The individual spread is the honest story. Among the nine present at all three sessions, personal scores moved in both directions. One participant climbed nearly two full points, most of it in the final stretch. Others rose more modestly, including some from low starting points, which is often where the most lived change is happening even when the number stays modest. And a few who began most confident saw their scores fall — which, in this work, is usually a sign of sharpening self-awareness rather than lost ground. Someone who once rated their listening a six comes to understand what real listening demands, and rates it a four while actually doing it better. The falling number can be the clearest evidence the training is landing.

What this means

On the evidence here, the programme is doing what it is meant to do. People are offering more of themselves in the room, and feeling the discomfort that comes with it. That discomfort is the cost of change showing up in the data, right on cue — not a sign of the work failing.

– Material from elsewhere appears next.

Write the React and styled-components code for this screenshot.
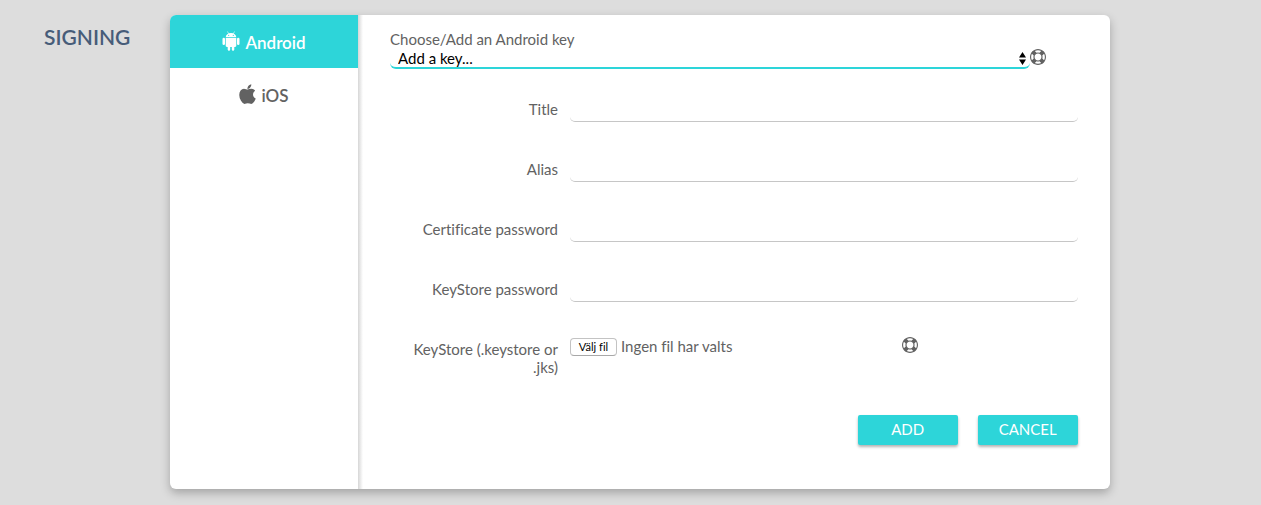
import React, { useState } from "react";
import styled, { createGlobalStyle } from "styled-components";

const teal = "#2dd5d9";
const ink = "#626262";

const GlobalStyle = createGlobalStyle`
  *, *::before, *::after { box-sizing: border-box; }
  body {
    margin: 0;
    background: #dddddd;
    color: ${ink};
    font: 400 15px/18px Lato, sans-serif;
    font-variant-ligatures: none;
  }
  button, input, select { font: inherit; color: inherit; }
`;

const Page = styled.main`
  display: grid;
  grid-template-columns: 170px minmax(0, 1fr);
  padding: 15px 12% 16px 0;
`;

const Heading = styled.h1`
  margin: 0;
  padding: 10px 0 0 44px;
  font-size: 21px;
  line-height: 24px;
  font-weight: 600;
  color: #475c79;
`;

const Card = styled.section`
  display: grid;
  grid-template-columns: 188px minmax(0, 1fr);
  background: #fff;
  border-radius: 6px;
  box-shadow: 0 4px 10px rgba(0, 0, 0, 0.26);
  overflow: hidden;
`;

const Tabs = styled.nav`
  display: flex;
  flex-direction: column;
`;

const Tab = styled.button`
  display: flex;
  align-items: center;
  justify-content: center;
  gap: 5px;
  height: 53px;
  border: 0;
  padding: 2px 0 0;
  font-size: 17px;
  font-weight: 600;
  cursor: pointer;
  color: ${(p) => (p.$active ? "#fff" : ink)};
  background: ${(p) => (p.$active ? teal : "#fff")};

  svg { margin-bottom: 4px; }
`;

const Form = styled.form`
  padding: 15px 32px 44px;
  background: linear-gradient(90deg, #d6d6d6, #fff) 0 0 / 5px 100% no-repeat;
`;

const KeyPicker = styled.div`
  display: grid;
  grid-template-columns: minmax(0, 1fr) 48px;
  margin-bottom: 23px;
`;

const KeyLabel = styled.label`
  grid-column: 1 / -1;
`;

const SelectBox = styled.div`
  display: grid;
  align-items: center;

  > * { grid-area: 1 / 1; }
  > svg { justify-self: end; margin-right: 4px; pointer-events: none; }
`;

const Select = styled.select`
  appearance: none;
  width: 100%;
  height: 21px;
  border: 0;
  border-bottom: 2px solid ${teal};
  border-radius: 6px;
  padding: 0 16px 0 8px;
  background: transparent;
  color: #000;
  line-height: 18px;
  outline: 0;
`;

const HelpButton = styled.button`
  display: flex;
  align-self: start;
  width: 16px;
  height: 16px;
  margin-top: 1px;
  padding: 0;
  border: 0;
  background: none;
  cursor: pointer;
`;

const Row = styled.div`
  display: grid;
  grid-template-columns: 168px minmax(0, 1fr);
  column-gap: 12px;
  margin-bottom: 30px;
`;

const FieldLabel = styled.label`
  padding: 8px 0 0 16px;
  text-align: right;
`;

const Input = styled.input`
  width: 100%;
  height: 30px;
  border: 0;
  border-bottom: 1px solid #c6c6c6;
  border-radius: 5px;
  padding: 0 8px;
  background: transparent;
  outline: 0;
`;

const FileCell = styled.div`
  display: grid;
  grid-template-columns: minmax(0, 1fr) 176px;
  align-items: start;
  padding-top: 4px;
`;

const FilePicker = styled.label`
  display: flex;
  align-items: center;
  gap: 4px;
  height: 20px;
  cursor: pointer;
`;

const HiddenFile = styled.input`
  position: absolute;
  width: 1px;
  height: 1px;
  opacity: 0;
`;

const FileButton = styled.span`
  width: 47px;
  height: 18px;
  margin-top: 2px;
  border: 1px solid #c3c3c3;
  border-bottom-color: #a8a8a8;
  border-radius: 4px;
  background: #fff;
  color: #000;
  text-align: center;
  font-size: 11px;
  line-height: 16px;
`;

const Actions = styled.div`
  display: flex;
  justify-content: flex-end;
  gap: 20px;
  padding-top: 9px;
`;

const Action = styled.button`
  width: 100px;
  height: 30px;
  border: 0;
  border-radius: 2px;
  padding: 0 0 2px;
  background: ${teal};
  color: #fff;
  box-shadow: 0 2px 3px rgba(0, 0, 0, 0.3);
  cursor: pointer;
`;

const AndroidIcon = () => (
  <svg width="18" height="20" viewBox="0 0 18 20" fill="currentColor" aria-hidden="true">
    <path d="M5.600 .8l1 1.800M12.400 .8l-1 1.800" stroke="currentColor" strokeWidth=".6" strokeLinecap="round" />
    <path fillRule="evenodd" d="M3.700 6.300C3.900 3.700 6 2 9 2s5.100 1.700 5.300 4.300zM6.700 3.700a.6.6 0 1 0 0 1.200.6.6 0 0 0 0-1.200zm4.600 0a.6.6 0 1 0 0 1.200.6.6 0 0 0 0-1.200z" />
    <path d="M3.700 6.900h10.600v7.900c0 .7-.5 1.200-1.200 1.200h-.8v2.400a1.250 1.250 0 0 1-2.500 0V16H8.200v2.400a1.250 1.250 0 0 1-2.500 0V16h-.8c-.7 0-1.200-.5-1.200-1.200z" />
    <rect x=".5" y="6.700" width="2.500" height="7.300" rx="1.250" />
    <rect x="15" y="6.700" width="2.500" height="7.300" rx="1.250" />
  </svg>
);

const AppleIcon = () => (
  <svg width="17" height="20" viewBox="46 -20 1393 1690" fill="currentColor" aria-hidden="true">
    <path d="M1439 1215q-39 125-123 250-129 196-257 196-49 0-140-32-86-32-151-32-61 0-142 33-81 34-132 34-152 0-301-259-147-261-147-503 0-228 113-374 113-144 284-144 72 0 175 30 102 30 138 30 45 0 143-34 102-34 173-34 119 0 213 65 52 36 104 100-79 67-114 118-65 94-65 207 0 124 69 223t158 126zm-376-1173q0 61-29 136-30 75-93 138-54 54-108 72-37 11-104 17 3-149 78-257 74-107 250-148 1 3 2.500 11t2.500 11q0 4 .5 10t.5 10z" />
  </svg>
);

const LifeRing = () => (
  <svg width="16" height="16" viewBox="0 0 1792 1792" fill="currentColor" aria-hidden="true">
    <path d="M896 0q182 0 348 71t286 191 191 286 71 348-71 348-191 286-286 191-348 71-348-71-286-191-191-286-71-348 71-348 191-286 286-191 348-71zm0 128q-190 0-361 90l194 194q82-28 167-28t167 28l194-194q-171-90-361-90zm-678 1129l194-194q-28-82-28-167t28-167l-194-194q-90 171-90 361t90 361zm678 407q190 0 361-90l-194-194q-82 28-167 28t-167-28l-194 194q171 90 361 90zm0-384q159 0 271.500-112.500t112.500-271.500-112.500-271.500-271.500-112.500-271.500 112.500-112.500 271.500 112.500 271.500 271.500 112.500zm484-217l194 194q90-171 90-361t-90-361l-194 194q28 82 28 167t-28 167z" />
  </svg>
);

const UpDown = () => (
  <svg width="7" height="13" viewBox="0 0 7 13" aria-hidden="true">
    <path d="M3.500 0L7 5.500H0zM3.500 13L7 7.500H0z" />
  </svg>
);

const fields = [
  { id: "title", label: "Title", type: "text" },
  { id: "alias", label: "Alias", type: "text" },
  { id: "cert-password", label: "Certificate password", type: "password" },
  { id: "store-password", label: "KeyStore password", type: "password" },
];

export default function App() {
  const [platform, setPlatform] = useState("android");
  const [fileName, setFileName] = useState("");

  return (
    <>
      <GlobalStyle />
      <Page>
        <Heading>SIGNING</Heading>
        <Card>
          <Tabs>
            <Tab type="button" $active={platform === "android"} onClick={() => setPlatform("android")}>
              <AndroidIcon />
              Android
            </Tab>
            <Tab type="button" $active={platform === "ios"} onClick={() => setPlatform("ios")}>
              <AppleIcon />
              iOS
            </Tab>
          </Tabs>
          <Form onSubmit={(e) => e.preventDefault()}>
            <KeyPicker>
              <KeyLabel htmlFor="key">Choose/Add an Android key</KeyLabel>
              <SelectBox>
                <Select id="key">
                  <option>Add a key...</option>
                </Select>
                <UpDown />
              </SelectBox>
              <HelpButton type="button" aria-label="Help with keys">
                <LifeRing />
              </HelpButton>
            </KeyPicker>
            {fields.map((f) => (
              <Row key={f.id}>
                <FieldLabel htmlFor={f.id}>{f.label}</FieldLabel>
                <Input id={f.id} type={f.type} />
              </Row>
            ))}
            <Row>
              <FieldLabel htmlFor="keystore">KeyStore (.keystore or .jks)</FieldLabel>
              <FileCell>
                <FilePicker>
                  <HiddenFile
                    id="keystore"
                    type="file"
                    accept=".keystore,.jks"
                    onChange={(e) => setFileName(e.target.files[0]?.name ?? "")}
                  />
                  <FileButton>Välj fil</FileButton>
                  <span>{fileName || "Ingen fil har valts"}</span>
                </FilePicker>
                <HelpButton type="button" aria-label="Help with keystore files">
                  <LifeRing />
                </HelpButton>
              </FileCell>
            </Row>
            <Actions>
              <Action type="submit">ADD</Action>
              <Action type="button">CANCEL</Action>
            </Actions>
          </Form>
        </Card>
      </Page>
    </>
  );
}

It also shows something we believe sets our work apart: we are willing to measure behaviour, not just collect applause. The numbers move in the directions the methodology predicts, including the honest dips, which is what real change looks like when you track it properly.

Bring this to your institute or cohort

Any university, academy or research institute developing its people faces a recognisable version of the same question: how to build the human capacities a research career now depends on, and know whether they actually grew. Our approach transfers directly — an experiential, multi-session masterclass built on the 5 Guiding Principles, the three phases that turn sessions into lasting behaviour, and a measurement approach that tracks the behaviours themselves rather than the mood in the room.

Source: anonymous self-assessment collected at sessions one (early February), three (early May) and four (1 June 2026). Eleven to thirteen people answered each round; nine were present at all three. With a cohort this size, the direction and the pattern are the finding, rather than any single decimal point.